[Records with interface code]
-- BEGIN --
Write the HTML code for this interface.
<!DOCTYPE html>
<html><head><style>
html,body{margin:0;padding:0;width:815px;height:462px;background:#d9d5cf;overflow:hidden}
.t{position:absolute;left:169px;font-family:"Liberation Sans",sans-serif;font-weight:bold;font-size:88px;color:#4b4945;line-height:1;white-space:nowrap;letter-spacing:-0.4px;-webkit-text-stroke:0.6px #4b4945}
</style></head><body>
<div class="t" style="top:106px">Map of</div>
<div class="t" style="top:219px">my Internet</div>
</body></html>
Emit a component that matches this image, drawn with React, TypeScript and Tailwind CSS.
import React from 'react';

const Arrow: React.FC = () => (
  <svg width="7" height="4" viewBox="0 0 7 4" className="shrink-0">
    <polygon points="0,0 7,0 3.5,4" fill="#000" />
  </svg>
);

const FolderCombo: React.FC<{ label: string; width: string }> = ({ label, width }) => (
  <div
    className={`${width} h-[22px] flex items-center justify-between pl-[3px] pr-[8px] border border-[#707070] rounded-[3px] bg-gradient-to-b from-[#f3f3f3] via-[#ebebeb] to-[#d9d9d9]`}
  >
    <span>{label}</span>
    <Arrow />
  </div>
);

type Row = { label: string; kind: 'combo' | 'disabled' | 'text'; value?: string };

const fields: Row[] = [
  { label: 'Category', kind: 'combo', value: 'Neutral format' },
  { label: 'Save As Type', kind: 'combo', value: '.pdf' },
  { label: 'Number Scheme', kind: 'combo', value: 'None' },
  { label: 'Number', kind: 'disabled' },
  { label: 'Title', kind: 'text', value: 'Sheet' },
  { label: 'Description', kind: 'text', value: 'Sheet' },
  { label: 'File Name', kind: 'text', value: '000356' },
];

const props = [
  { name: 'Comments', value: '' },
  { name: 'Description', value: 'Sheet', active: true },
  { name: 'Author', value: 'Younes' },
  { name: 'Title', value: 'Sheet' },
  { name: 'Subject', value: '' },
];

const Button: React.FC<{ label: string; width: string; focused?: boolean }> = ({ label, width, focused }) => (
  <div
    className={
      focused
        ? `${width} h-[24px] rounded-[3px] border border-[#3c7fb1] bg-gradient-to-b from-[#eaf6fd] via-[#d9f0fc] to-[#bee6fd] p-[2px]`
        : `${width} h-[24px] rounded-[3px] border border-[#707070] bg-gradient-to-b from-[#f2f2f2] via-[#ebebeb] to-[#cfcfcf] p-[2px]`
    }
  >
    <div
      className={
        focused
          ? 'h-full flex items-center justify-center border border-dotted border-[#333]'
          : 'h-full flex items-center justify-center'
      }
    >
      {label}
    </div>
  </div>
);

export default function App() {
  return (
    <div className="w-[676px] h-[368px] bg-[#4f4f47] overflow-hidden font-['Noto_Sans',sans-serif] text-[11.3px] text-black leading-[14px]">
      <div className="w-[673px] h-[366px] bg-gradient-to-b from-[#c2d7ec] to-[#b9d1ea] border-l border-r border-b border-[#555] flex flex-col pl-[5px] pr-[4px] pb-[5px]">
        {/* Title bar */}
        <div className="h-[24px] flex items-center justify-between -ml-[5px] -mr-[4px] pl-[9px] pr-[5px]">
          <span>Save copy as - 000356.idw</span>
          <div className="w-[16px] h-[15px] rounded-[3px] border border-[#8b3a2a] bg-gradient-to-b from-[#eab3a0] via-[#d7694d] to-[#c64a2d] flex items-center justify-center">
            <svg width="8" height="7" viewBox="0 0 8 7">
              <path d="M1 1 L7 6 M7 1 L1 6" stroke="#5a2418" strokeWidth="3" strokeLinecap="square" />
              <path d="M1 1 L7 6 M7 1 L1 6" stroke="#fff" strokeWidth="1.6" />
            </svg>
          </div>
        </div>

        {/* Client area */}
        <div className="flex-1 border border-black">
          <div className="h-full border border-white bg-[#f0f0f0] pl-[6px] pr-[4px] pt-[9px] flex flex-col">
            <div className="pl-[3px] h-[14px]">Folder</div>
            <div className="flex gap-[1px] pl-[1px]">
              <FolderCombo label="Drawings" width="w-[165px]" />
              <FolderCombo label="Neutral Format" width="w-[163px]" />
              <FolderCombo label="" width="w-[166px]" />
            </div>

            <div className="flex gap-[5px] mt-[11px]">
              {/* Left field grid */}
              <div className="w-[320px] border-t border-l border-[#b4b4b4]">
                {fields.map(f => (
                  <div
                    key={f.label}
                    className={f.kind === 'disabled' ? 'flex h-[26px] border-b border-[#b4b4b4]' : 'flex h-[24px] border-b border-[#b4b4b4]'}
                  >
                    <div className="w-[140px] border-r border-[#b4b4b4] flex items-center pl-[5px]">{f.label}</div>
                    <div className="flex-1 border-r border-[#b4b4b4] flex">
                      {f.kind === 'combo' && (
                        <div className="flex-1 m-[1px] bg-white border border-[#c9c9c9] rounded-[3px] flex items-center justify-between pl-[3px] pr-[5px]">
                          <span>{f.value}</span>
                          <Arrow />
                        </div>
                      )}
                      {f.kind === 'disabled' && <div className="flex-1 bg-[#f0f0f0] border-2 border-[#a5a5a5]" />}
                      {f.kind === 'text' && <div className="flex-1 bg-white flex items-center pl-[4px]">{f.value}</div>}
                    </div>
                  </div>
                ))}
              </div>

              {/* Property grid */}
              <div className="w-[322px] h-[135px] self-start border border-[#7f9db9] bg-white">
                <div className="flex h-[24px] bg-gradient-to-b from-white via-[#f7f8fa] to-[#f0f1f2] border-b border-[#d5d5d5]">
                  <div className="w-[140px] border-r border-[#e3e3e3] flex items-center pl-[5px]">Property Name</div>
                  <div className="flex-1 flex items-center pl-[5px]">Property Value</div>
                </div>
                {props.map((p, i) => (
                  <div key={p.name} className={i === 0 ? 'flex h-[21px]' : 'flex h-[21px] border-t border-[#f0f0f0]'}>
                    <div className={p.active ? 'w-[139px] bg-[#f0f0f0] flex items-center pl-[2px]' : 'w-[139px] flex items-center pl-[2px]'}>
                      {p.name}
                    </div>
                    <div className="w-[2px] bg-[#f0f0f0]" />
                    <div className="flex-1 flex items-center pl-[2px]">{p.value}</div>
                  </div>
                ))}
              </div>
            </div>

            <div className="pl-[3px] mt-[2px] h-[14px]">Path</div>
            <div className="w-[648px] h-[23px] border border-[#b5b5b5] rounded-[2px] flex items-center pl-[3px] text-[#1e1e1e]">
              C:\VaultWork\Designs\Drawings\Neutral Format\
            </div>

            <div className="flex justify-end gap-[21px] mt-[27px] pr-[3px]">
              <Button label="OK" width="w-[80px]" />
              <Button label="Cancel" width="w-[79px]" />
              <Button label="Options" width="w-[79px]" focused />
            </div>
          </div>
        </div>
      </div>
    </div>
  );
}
-- END --
▸ Directive
From the records given above, copy all lines containing "React".

▸ Solved problem
Emit a component that matches this image, drawn with React, TypeScript and Tailwind CSS.
import React from 'react';
const Arrow: React.FC = () => (
const FolderCombo: React.FC<{ label: string; width: string }> = ({ label, width }) => (
const Button: React.FC<{ label: string; width: string; focused?: boolean }> = ({ label, width, focused }) => (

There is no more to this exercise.